Turns out, every once in awhile, love IS having to say you’re sorry. In fact, maybe that’s the key to longevity in a relationship.
Roger won’t agree. He’s usually a little stingy with his apologies, so if you ask him, he’ll chalk the success of any happy union – ours included – up to his three main relationship philosophies:
1. Happy wife, happy life.
2. You can be right, or you can be happy.
3. Marry a woman who has less teeth than you’ve got, shall we say, tush.
Notice the common theme. Vilified and flagellated husband maintains marital “bliss” by continually caving to antagonistic, oppressive wife’s exigencies. I don’t know what Dr. Phil would have to say about Roger’s contention that marriage is, above all, a game of survival. If he spent any time analyzing his patient, he’d probably reach the same conclusion most people who know Roger have: he talks a good game, but he’s soft in the center.
Thankfully, I landed a guy who – for whatever reasons - doesn’t watch televised sports, changes the toilet paper roll independently and doesn’t squeeze the toothpaste in the middle of the tube. On top of that, he checks my oil and my brakes regularly, and I happen to find that pretty sexy.

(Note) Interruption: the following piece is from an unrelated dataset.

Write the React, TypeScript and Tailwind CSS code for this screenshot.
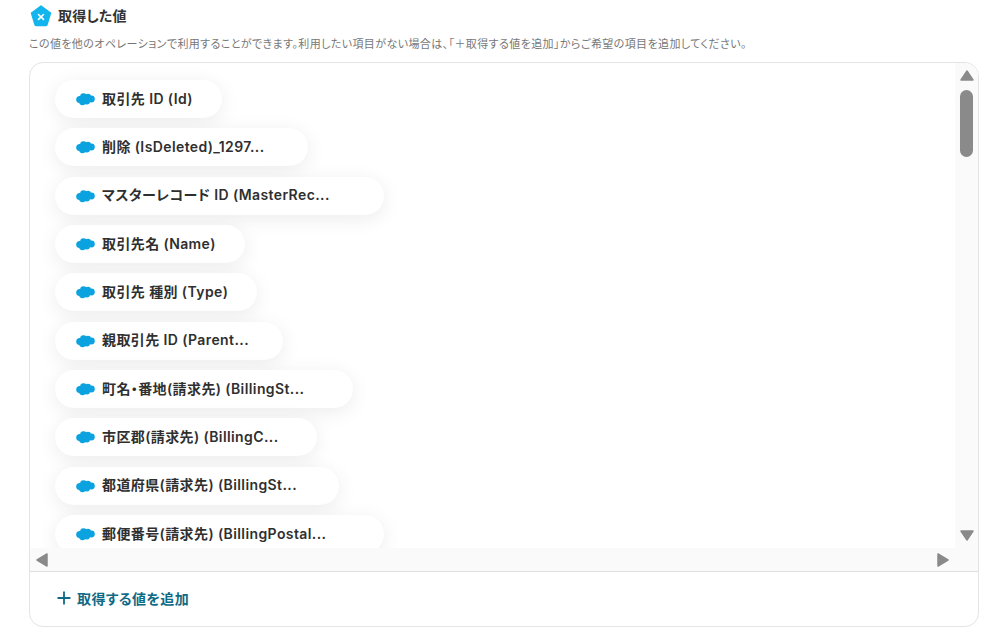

In spite of the trials and tribulations of raising teenagers and the added trauma of a marital merger, Roger has stuck it out – thick or thin, hell or high water, for better or for worse. In every way, Roger Lee Wright has honored his wedding vows.
After five years, there’s still nobody I’d rather ride this roller coaster with – especially now that I know the chances of ever getting off this backward, triple-inversion scream machine are slim-to-none.
(Staci Ann Wilson Wright lives and teaches in Fairfield. She is a summer Ledger staff writer.)